David Cuckow, Director of Digital, BSI said: “We are seeing cyber criminals operate increasingly complex attacks of businesses, with enormous consequences for the global economy. When an organization is blindsided with digital disruption, it’s crucial that it has the right planning in place to protect its people, information, systems, and technology. The newly revised standard aims to offer best practice guidance for organizations to systematically plan, prepare, and manage their ICT resources to ensure the continuity of critical business processes in the face of disruptions. It is intended to embed digital trust into organizations of all sizes, assuring that they can maintain uninterrupted business operations during disruptions and reduce recovery time and data loss after incidents.”

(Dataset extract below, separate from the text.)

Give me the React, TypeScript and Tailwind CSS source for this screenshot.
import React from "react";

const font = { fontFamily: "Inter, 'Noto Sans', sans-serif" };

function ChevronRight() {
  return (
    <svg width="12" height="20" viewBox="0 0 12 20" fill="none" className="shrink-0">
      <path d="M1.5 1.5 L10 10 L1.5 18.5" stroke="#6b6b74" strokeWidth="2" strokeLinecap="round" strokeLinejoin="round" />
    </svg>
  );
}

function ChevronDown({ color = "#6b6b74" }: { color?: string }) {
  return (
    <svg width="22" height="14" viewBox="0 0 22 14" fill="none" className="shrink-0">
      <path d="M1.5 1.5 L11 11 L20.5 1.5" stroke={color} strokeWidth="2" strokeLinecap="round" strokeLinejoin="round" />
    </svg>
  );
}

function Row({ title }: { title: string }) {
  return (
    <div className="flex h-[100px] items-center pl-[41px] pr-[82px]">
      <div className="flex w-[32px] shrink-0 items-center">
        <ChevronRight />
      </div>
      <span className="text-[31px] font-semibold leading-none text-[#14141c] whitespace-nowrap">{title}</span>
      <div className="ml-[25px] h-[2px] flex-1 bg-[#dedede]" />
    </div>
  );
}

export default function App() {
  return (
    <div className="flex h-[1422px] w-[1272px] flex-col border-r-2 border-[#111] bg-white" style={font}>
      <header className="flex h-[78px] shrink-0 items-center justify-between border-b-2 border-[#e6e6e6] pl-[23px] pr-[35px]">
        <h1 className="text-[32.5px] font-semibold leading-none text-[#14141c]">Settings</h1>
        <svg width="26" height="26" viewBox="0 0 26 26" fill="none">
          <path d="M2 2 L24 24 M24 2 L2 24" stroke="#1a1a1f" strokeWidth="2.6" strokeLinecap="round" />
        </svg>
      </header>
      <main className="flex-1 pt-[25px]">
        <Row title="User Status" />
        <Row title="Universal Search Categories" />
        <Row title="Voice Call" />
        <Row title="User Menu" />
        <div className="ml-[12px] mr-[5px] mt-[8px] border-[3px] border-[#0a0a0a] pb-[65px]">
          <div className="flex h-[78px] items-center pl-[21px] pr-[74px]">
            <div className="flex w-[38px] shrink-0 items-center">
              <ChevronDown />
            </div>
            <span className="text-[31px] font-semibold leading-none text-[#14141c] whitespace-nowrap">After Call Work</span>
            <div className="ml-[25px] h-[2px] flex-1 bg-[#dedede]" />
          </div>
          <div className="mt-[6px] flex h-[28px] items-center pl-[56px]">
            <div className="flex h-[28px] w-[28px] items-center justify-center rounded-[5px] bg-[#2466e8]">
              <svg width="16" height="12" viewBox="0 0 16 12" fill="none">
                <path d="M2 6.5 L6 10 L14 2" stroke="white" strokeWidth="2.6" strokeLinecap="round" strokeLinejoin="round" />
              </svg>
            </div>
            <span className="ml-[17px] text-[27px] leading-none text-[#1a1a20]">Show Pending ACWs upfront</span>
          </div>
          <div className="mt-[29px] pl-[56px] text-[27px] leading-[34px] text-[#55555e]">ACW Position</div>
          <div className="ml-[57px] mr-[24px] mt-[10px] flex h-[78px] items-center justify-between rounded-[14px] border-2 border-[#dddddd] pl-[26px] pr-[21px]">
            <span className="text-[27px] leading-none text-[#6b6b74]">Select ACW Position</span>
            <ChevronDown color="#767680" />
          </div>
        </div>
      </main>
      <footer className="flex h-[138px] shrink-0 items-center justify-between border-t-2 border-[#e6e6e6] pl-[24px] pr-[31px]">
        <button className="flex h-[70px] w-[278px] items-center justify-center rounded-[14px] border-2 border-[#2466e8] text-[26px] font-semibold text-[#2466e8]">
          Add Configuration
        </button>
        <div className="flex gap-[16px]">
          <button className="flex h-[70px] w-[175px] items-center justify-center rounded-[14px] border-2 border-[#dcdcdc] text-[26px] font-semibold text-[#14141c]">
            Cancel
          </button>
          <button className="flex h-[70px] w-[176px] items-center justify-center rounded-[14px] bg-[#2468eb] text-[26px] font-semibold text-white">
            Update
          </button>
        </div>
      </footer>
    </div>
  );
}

The revision is designed to enhance coordination, prevent duplication of efforts, and integrate ICT resilience into broader security and business continuity strategies, whilst extending information security incident management practices into ICT readiness planning, training and making it a board level priority and capability. it also builds stakeholder trust, reinforces leadership accountability, and supports long-term business sustainability. Notable updates since the 2011 version include updated methodologies for risk management, incident response, and continuity strategy implementation. You can download the standard here.
About the standard
Developed internationally by experts within ISO/IEC JTC 1/SC 27 – Information security, cybersecurity and privacy protection, the UK contributed to this work through its national committee IST/33/4 – Security Controls and Services, with input from members representing organisations including the Ministry of Defence, the UK official National Cyber Security Centre (NCSC), the British Business Federation Authority, the University of Bath, and Siemens.